▶ [TASK INSTRUCTIONS]: Set the listing down again exactly, please, apart from its pictures.

▶ [RECORDED DATA]:
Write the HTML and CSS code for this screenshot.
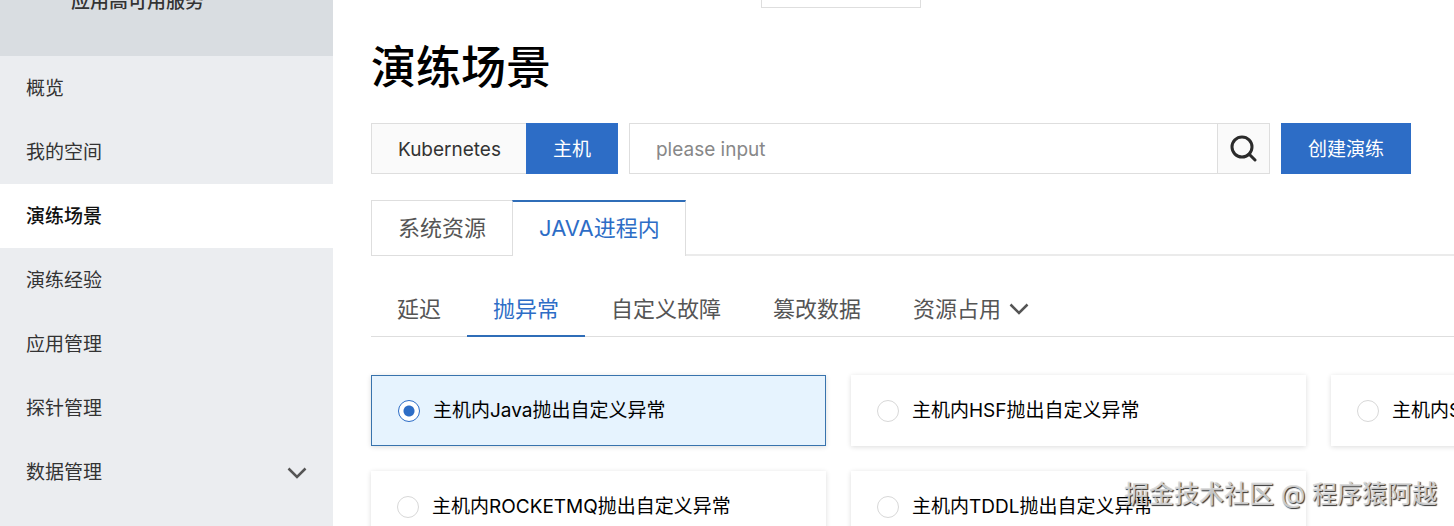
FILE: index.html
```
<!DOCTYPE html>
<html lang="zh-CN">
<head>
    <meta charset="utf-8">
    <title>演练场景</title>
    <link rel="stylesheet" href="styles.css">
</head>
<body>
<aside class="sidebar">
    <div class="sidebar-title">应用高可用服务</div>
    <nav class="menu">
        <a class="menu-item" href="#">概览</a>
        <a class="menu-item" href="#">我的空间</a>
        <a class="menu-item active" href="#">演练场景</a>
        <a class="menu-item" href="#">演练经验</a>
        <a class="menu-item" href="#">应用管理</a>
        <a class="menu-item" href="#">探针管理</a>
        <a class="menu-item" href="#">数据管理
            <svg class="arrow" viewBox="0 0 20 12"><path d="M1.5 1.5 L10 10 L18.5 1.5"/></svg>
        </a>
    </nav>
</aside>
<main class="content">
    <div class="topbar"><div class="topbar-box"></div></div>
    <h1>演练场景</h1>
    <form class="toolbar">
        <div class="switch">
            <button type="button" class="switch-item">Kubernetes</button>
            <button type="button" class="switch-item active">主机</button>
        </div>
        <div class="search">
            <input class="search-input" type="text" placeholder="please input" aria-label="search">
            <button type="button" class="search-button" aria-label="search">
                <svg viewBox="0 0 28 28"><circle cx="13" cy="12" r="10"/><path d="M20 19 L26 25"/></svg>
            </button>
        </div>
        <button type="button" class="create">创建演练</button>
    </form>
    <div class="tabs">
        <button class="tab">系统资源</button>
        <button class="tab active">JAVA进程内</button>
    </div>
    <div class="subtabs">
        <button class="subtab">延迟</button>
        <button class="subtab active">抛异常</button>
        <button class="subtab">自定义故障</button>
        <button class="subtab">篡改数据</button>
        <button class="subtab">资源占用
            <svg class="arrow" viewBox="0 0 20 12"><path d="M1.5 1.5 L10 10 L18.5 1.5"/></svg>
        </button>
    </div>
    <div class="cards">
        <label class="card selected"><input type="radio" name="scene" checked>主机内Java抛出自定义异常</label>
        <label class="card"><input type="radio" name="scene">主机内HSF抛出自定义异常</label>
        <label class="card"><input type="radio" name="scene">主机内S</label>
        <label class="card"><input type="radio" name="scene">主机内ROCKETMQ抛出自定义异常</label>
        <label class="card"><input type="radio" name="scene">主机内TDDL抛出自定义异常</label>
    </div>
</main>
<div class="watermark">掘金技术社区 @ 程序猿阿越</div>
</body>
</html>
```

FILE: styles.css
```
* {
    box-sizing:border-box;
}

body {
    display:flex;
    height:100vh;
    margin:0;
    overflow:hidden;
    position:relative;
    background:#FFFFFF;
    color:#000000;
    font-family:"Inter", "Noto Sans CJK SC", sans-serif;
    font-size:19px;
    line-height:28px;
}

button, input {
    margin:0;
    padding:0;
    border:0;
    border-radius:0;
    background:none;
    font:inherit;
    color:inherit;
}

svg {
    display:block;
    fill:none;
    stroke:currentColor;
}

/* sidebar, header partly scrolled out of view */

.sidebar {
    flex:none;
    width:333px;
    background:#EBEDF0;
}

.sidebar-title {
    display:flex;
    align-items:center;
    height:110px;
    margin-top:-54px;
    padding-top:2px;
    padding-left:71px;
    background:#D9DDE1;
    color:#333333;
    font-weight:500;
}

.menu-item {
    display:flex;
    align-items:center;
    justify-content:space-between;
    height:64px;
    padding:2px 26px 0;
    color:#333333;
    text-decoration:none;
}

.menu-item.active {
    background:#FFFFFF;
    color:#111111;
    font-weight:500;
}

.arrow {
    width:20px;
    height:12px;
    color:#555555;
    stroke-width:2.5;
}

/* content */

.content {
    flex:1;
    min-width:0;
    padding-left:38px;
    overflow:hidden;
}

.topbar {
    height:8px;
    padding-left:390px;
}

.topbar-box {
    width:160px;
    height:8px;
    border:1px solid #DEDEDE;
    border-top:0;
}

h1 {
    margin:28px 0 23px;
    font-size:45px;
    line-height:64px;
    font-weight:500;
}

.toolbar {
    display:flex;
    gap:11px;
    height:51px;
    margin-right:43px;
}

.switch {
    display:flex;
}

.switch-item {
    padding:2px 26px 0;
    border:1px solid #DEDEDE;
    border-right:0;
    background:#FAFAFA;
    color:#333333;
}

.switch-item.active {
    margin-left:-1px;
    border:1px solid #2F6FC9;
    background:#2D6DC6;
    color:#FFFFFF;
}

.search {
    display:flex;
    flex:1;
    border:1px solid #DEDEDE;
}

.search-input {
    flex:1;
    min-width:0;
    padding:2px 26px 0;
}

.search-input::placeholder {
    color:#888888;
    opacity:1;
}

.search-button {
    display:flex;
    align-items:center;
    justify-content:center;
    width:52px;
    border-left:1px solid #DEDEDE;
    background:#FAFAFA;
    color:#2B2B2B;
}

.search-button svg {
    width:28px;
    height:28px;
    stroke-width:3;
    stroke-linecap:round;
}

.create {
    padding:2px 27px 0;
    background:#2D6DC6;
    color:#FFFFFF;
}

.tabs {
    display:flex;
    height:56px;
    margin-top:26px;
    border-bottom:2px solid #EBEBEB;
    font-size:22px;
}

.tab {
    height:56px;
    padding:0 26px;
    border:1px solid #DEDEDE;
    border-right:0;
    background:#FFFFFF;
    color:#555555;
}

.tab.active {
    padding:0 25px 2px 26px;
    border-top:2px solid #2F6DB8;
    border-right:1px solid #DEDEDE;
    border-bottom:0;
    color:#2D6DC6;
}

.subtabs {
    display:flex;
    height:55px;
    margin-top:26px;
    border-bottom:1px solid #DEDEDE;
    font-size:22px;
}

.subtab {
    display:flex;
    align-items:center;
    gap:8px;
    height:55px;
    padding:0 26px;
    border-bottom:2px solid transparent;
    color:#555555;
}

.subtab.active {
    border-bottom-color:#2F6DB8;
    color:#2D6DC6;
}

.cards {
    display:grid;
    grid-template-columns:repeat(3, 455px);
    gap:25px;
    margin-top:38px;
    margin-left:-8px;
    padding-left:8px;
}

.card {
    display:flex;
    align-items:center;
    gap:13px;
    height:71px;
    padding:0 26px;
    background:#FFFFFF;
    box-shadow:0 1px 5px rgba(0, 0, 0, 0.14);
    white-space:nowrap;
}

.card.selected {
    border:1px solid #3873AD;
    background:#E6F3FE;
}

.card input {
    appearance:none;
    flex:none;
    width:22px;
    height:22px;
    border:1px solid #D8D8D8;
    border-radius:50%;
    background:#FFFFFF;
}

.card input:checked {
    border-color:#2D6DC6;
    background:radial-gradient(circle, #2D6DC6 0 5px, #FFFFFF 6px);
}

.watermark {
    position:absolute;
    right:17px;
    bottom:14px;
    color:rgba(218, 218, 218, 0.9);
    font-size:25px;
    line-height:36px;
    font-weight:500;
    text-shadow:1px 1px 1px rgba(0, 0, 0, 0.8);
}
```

▶ [RESULT OF THIS EXERCISE]:
Write the HTML and CSS code for this screenshot.
FILE: index.html
```
<!DOCTYPE html>
<html lang="zh-CN">
<head>
    <meta charset="utf-8">
    <title>演练场景</title>
    <link rel="stylesheet" href="styles.css">
</head>
<body>
<aside class="sidebar">
    <div class="sidebar-title">应用高可用服务</div>
    <nav class="menu">
        <a class="menu-item" href="#">概览</a>
        <a class="menu-item" href="#">我的空间</a>
        <a class="menu-item active" href="#">演练场景</a>
        <a class="menu-item" href="#">演练经验</a>
        <a class="menu-item" href="#">应用管理</a>
        <a class="menu-item" href="#">探针管理</a>
        <a class="menu-item" href="#">数据管理
            <svg class="arrow" viewBox="0 0 20 12"><path d="M1.5 1.5 L10 10 L18.5 1.5"/></svg>
        </a>
    </nav>
</aside>
<main class="content">
    <div class="topbar"><div class="topbar-box"></div></div>
    <h1>演练场景</h1>
    <form class="toolbar">
        <div class="switch">
            <button type="button" class="switch-item">Kubernetes</button>
            <button type="button" class="switch-item active">主机</button>
        </div>
        <div class="search">
            <input class="search-input" type="text" placeholder="please input" aria-label="search">
            <button type="button" class="search-button" aria-label="search">
                <svg viewBox="0 0 28 28"><circle cx="13" cy="12" r="10"/><path d="M20 19 L26 25"/></svg>
            </button>
        </div>
        <button type="button" class="create">创建演练</button>
    </form>
    <div class="tabs">
        <button class="tab">系统资源</button>
        <button class="tab active">JAVA进程内</button>
    </div>
    <div class="subtabs">
        <button class="subtab">延迟</button>
        <button class="subtab active">抛异常</button>
        <button class="subtab">自定义故障</button>
        <button class="subtab">篡改数据</button>
        <button class="subtab">资源占用
            <svg class="arrow" viewBox="0 0 20 12"><path d="M1.5 1.5 L10 10 L18.5 1.5"/></svg>
        </button>
    </div>
    <div class="cards">
        <label class="card selected"><input type="radio" name="scene" checked>主机内Java抛出自定义异常</label>
        <label class="card"><input type="radio" name="scene">主机内HSF抛出自定义异常</label>
        <label class="card"><input type="radio" name="scene">主机内S</label>
        <label class="card"><input type="radio" name="scene">主机内ROCKETMQ抛出自定义异常</label>
        <label class="card"><input type="radio" name="scene">主机内TDDL抛出自定义异常</label>
    </div>
</main>
<div class="watermark">掘金技术社区 @ 程序猿阿越</div>
</body>
</html>
```

FILE: styles.css
```
* {
    box-sizing:border-box;
}

body {
    display:flex;
    height:100vh;
    margin:0;
    overflow:hidden;
    position:relative;
    background:#FFFFFF;
    color:#000000;
    font-family:"Inter", "Noto Sans CJK SC", sans-serif;
    font-size:19px;
    line-height:28px;
}

button, input {
    margin:0;
    padding:0;
    border:0;
    border-radius:0;
    background:none;
    font:inherit;
    color:inherit;
}

svg {
    display:block;
    fill:none;
    stroke:currentColor;
}

/* sidebar, header partly scrolled out of view */

.sidebar {
    flex:none;
    width:333px;
    background:#EBEDF0;
}

.sidebar-title {
    display:flex;
    align-items:center;
    height:110px;
    margin-top:-54px;
    padding-top:2px;
    padding-left:71px;
    background:#D9DDE1;
    color:#333333;
    font-weight:500;
}

.menu-item {
    display:flex;
    align-items:center;
    justify-content:space-between;
    height:64px;
    padding:2px 26px 0;
    color:#333333;
    text-decoration:none;
}

.menu-item.active {
    background:#FFFFFF;
    color:#111111;
    font-weight:500;
}

.arrow {
    width:20px;
    height:12px;
    color:#555555;
    stroke-width:2.5;
}

/* content */

.content {
    flex:1;
    min-width:0;
    padding-left:38px;
    overflow:hidden;
}

.topbar {
    height:8px;
    padding-left:390px;
}

.topbar-box {
    width:160px;
    height:8px;
    border:1px solid #DEDEDE;
    border-top:0;
}

h1 {
    margin:28px 0 23px;
    font-size:45px;
    line-height:64px;
    font-weight:500;
}

.toolbar {
    display:flex;
    gap:11px;
    height:51px;
    margin-right:43px;
}

.switch {
    display:flex;
}

.switch-item {
    padding:2px 26px 0;
    border:1px solid #DEDEDE;
    border-right:0;
    background:#FAFAFA;
    color:#333333;
}

.switch-item.active {
    margin-left:-1px;
    border:1px solid #2F6FC9;
    background:#2D6DC6;
    color:#FFFFFF;
}

.search {
    display:flex;
    flex:1;
    border:1px solid #DEDEDE;
}

.search-input {
    flex:1;
    min-width:0;
    padding:2px 26px 0;
}

.search-input::placeholder {
    color:#888888;
    opacity:1;
}

.search-button {
    display:flex;
    align-items:center;
    justify-content:center;
    width:52px;
    border-left:1px solid #DEDEDE;
    background:#FAFAFA;
    color:#2B2B2B;
}

.search-button svg {
    width:28px;
    height:28px;
    stroke-width:3;
    stroke-linecap:round;
}

.create {
    padding:2px 27px 0;
    background:#2D6DC6;
    color:#FFFFFF;
}

.tabs {
    display:flex;
    height:56px;
    margin-top:26px;
    border-bottom:2px solid #EBEBEB;
    font-size:22px;
}

.tab {
    height:56px;
    padding:0 26px;
    border:1px solid #DEDEDE;
    border-right:0;
    background:#FFFFFF;
    color:#555555;
}

.tab.active {
    padding:0 25px 2px 26px;
    border-top:2px solid #2F6DB8;
    border-right:1px solid #DEDEDE;
    border-bottom:0;
    color:#2D6DC6;
}

.subtabs {
    display:flex;
    height:55px;
    margin-top:26px;
    border-bottom:1px solid #DEDEDE;
    font-size:22px;
}

.subtab {
    display:flex;
    align-items:center;
    gap:8px;
    height:55px;
    padding:0 26px;
    border-bottom:2px solid transparent;
    color:#555555;
}

.subtab.active {
    border-bottom-color:#2F6DB8;
    color:#2D6DC6;
}

.cards {
    display:grid;
    grid-template-columns:repeat(3, 455px);
    gap:25px;
    margin-top:38px;
    margin-left:-8px;
    padding-left:8px;
}

.card {
    display:flex;
    align-items:center;
    gap:13px;
    height:71px;
    padding:0 26px;
    background:#FFFFFF;
    box-shadow:0 1px 5px rgba(0, 0, 0, 0.14);
    white-space:nowrap;
}

.card.selected {
    border:1px solid #3873AD;
    background:#E6F3FE;
}

.card input {
    appearance:none;
    flex:none;
    width:22px;
    height:22px;
    border:1px solid #D8D8D8;
    border-radius:50%;
    background:#FFFFFF;
}

.card input:checked {
    border-color:#2D6DC6;
    background:radial-gradient(circle, #2D6DC6 0 5px, #FFFFFF 6px);
}

.watermark {
    position:absolute;
    right:17px;
    bottom:14px;
    color:rgba(218, 218, 218, 0.9);
    font-size:25px;
    line-height:36px;
    font-weight:500;
    text-shadow:1px 1px 1px rgba(0, 0, 0, 0.8);
}
```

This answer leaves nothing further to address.